WORK TO DO
Extract the lines of the material below, beginning with the first and ending with the line that holds "const shown = labels.filter((l)". Skip every picture.
## Start DATASET SECTION
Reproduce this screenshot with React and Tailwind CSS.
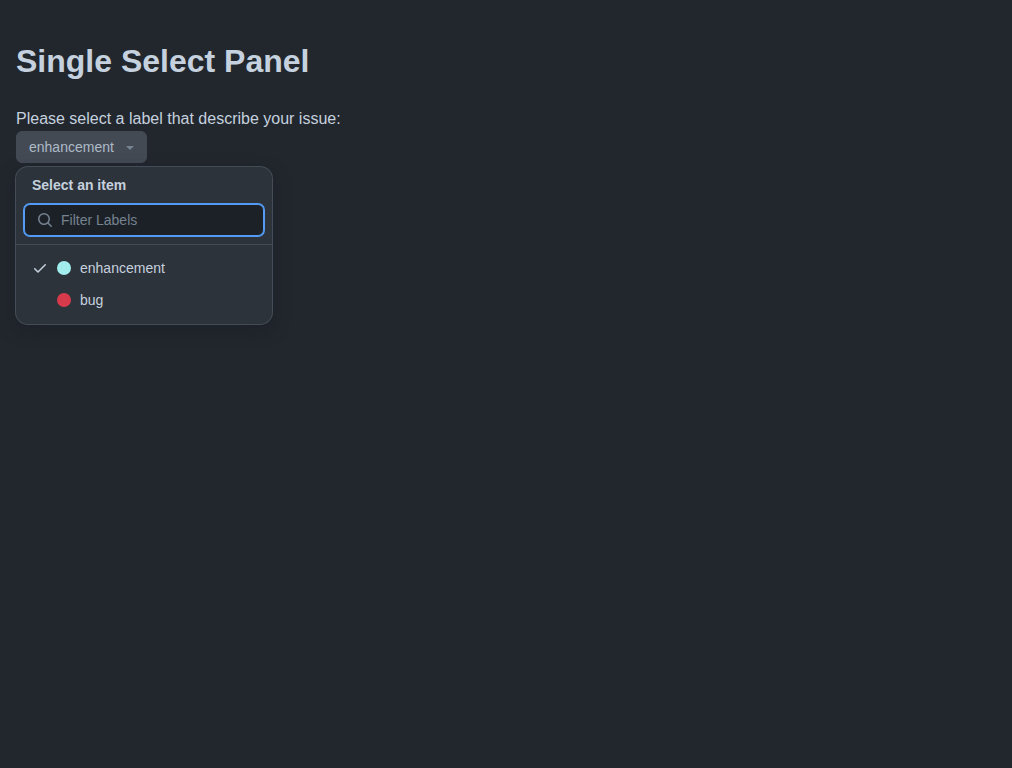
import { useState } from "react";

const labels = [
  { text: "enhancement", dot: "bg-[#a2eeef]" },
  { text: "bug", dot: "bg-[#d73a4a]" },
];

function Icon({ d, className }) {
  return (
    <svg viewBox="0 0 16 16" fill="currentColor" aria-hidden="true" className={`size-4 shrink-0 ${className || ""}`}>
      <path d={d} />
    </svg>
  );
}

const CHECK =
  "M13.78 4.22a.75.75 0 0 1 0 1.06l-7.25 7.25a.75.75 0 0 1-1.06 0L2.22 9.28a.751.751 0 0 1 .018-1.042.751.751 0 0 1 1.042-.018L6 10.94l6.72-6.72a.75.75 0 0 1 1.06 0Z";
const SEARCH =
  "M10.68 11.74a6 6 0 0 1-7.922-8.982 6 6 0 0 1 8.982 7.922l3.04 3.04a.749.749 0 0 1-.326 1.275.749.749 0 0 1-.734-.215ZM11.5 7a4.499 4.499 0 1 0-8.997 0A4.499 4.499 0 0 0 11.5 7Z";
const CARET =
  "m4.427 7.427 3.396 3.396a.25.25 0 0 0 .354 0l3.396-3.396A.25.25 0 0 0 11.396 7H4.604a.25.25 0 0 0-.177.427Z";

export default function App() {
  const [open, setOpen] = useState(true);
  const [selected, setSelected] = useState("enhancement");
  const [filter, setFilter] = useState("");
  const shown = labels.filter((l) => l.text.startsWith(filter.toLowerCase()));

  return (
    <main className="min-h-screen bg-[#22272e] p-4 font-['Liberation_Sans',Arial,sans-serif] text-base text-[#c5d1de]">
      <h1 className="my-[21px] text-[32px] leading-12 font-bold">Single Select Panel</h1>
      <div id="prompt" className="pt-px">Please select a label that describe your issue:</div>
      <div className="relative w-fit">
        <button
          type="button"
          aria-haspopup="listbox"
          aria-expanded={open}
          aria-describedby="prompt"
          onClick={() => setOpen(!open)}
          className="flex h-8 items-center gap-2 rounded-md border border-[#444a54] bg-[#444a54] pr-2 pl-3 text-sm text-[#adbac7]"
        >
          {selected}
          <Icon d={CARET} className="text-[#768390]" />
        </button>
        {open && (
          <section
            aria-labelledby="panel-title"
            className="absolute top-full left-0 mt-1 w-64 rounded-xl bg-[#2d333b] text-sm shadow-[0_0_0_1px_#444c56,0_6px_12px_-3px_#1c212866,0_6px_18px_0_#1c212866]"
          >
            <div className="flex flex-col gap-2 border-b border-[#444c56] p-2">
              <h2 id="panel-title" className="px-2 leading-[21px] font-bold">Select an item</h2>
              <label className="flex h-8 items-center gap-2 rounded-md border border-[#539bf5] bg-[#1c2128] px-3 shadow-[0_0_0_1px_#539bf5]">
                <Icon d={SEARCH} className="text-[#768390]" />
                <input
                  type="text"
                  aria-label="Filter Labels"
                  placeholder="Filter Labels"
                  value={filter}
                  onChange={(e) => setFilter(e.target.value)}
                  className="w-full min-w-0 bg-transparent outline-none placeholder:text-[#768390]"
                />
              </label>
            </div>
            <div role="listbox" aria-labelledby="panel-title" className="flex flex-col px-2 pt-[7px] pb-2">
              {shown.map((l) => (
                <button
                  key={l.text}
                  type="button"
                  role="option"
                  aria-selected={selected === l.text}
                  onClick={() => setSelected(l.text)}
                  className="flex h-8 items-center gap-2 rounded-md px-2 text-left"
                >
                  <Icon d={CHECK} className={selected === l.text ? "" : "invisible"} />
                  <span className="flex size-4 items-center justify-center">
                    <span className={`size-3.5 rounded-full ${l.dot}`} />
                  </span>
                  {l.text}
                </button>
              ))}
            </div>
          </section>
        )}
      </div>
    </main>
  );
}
## End DATASET SECTION
ANSWER FOR THIS EXERCISE
Reproduce this screenshot with React and Tailwind CSS.
import { useState } from "react";

const labels = [
  { text: "enhancement", dot: "bg-[#a2eeef]" },
  { text: "bug", dot: "bg-[#d73a4a]" },
];

function Icon({ d, className }) {
  return (
    <svg viewBox="0 0 16 16" fill="currentColor" aria-hidden="true" className={`size-4 shrink-0 ${className || ""}`}>
      <path d={d} />
    </svg>
  );
}

const CHECK =
  "M13.78 4.22a.75.75 0 0 1 0 1.06l-7.25 7.25a.75.75 0 0 1-1.06 0L2.22 9.28a.751.751 0 0 1 .018-1.042.751.751 0 0 1 1.042-.018L6 10.94l6.72-6.72a.75.75 0 0 1 1.06 0Z";
const SEARCH =
  "M10.68 11.74a6 6 0 0 1-7.922-8.982 6 6 0 0 1 8.982 7.922l3.04 3.04a.749.749 0 0 1-.326 1.275.749.749 0 0 1-.734-.215ZM11.5 7a4.499 4.499 0 1 0-8.997 0A4.499 4.499 0 0 0 11.5 7Z";
const CARET =
  "m4.427 7.427 3.396 3.396a.25.25 0 0 0 .354 0l3.396-3.396A.25.25 0 0 0 11.396 7H4.604a.25.25 0 0 0-.177.427Z";

export default function App() {
  const [open, setOpen] = useState(true);
  const [selected, setSelected] = useState("enhancement");
  const [filter, setFilter] = useState("");
  const shown = labels.filter((l) => l.text.startsWith(filter.toLowerCase()));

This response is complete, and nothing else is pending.